Manuel Maria Barbosa du Bocage (born Sept. 15, 1765, Setúbal, Port.—died Dec. 21, 1805, Lisbon) was a Neoclassical Portuguese lyric poet who aspired to be a second Camões but who dissipated his energies in a stormy life.
The son of a lawyer, Bocage left school at the age of 14 to join the army, then transferred to the navy at 16. At the Royal Navy Academy in Lisbon, he devoted his time to love affairs, poetry, and bohemianism. In 1786 he was sent, like his hero Camões, to India and also like him was disillusioned by the Orient. He deserted to Macau, returning to Lisbon in 1790. He then joined the New Arcadia, a literary society with vaguely egalitarian and libertarian sympathies, but his satires on his fellow members resulted in his expulsion, and a long verse war ensued, engaging most of the poets of Lisbon.

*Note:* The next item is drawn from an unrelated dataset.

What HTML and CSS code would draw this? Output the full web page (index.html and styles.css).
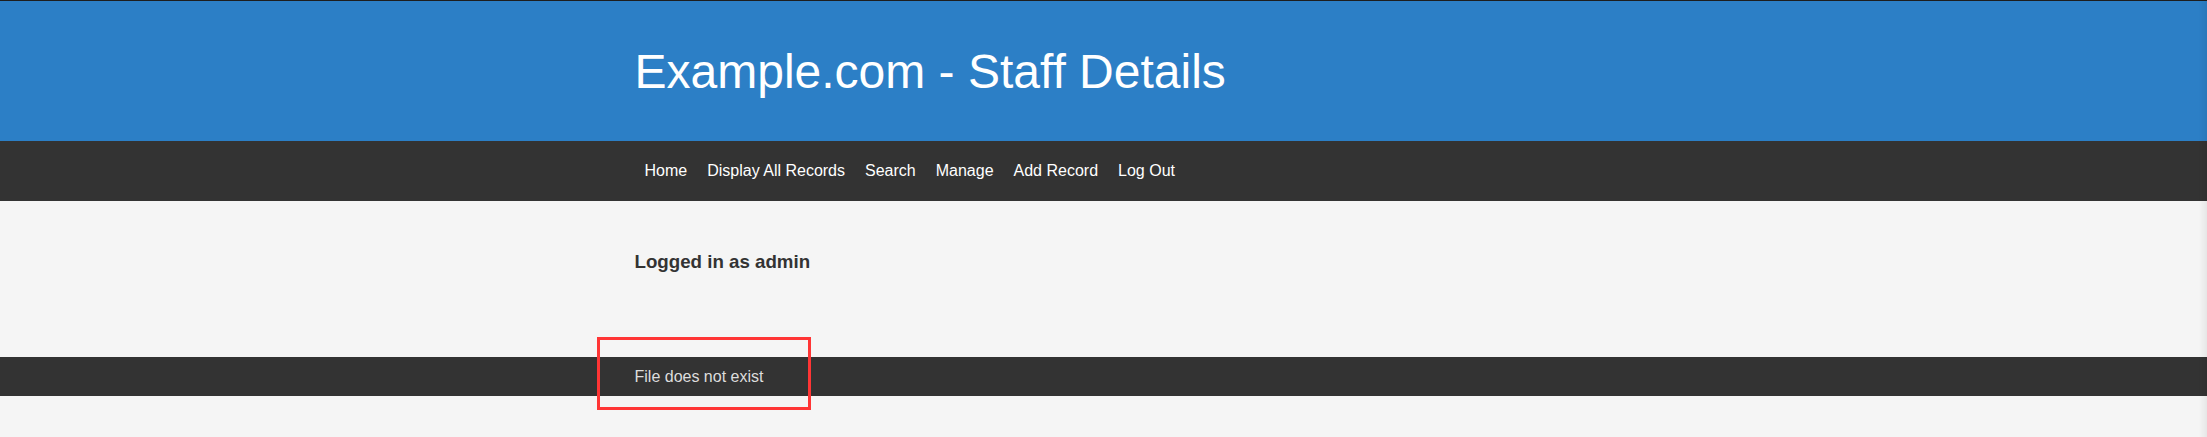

In 1797 he was accused of propagating republicanism and atheism and was imprisoned. During his imprisonment he undertook translations of Virgil and Ovid. Translations provided him with a livelihood during the few years that he lived after his release. He also translated Torquato Tasso, Jean-Jacques Rousseau, Jean Racine, and Voltaire.
Bocage employed various verse forms, but he is at his best in the sonnet. Despite the Neoclassical framework of his poetry, his intensely personal accent, frequent violence of expression, and self-dramatizing obsession with fate and death anticipate Romanticism. His collected poems were published as Rimas, 3 vol. (1791, 1799, 1804).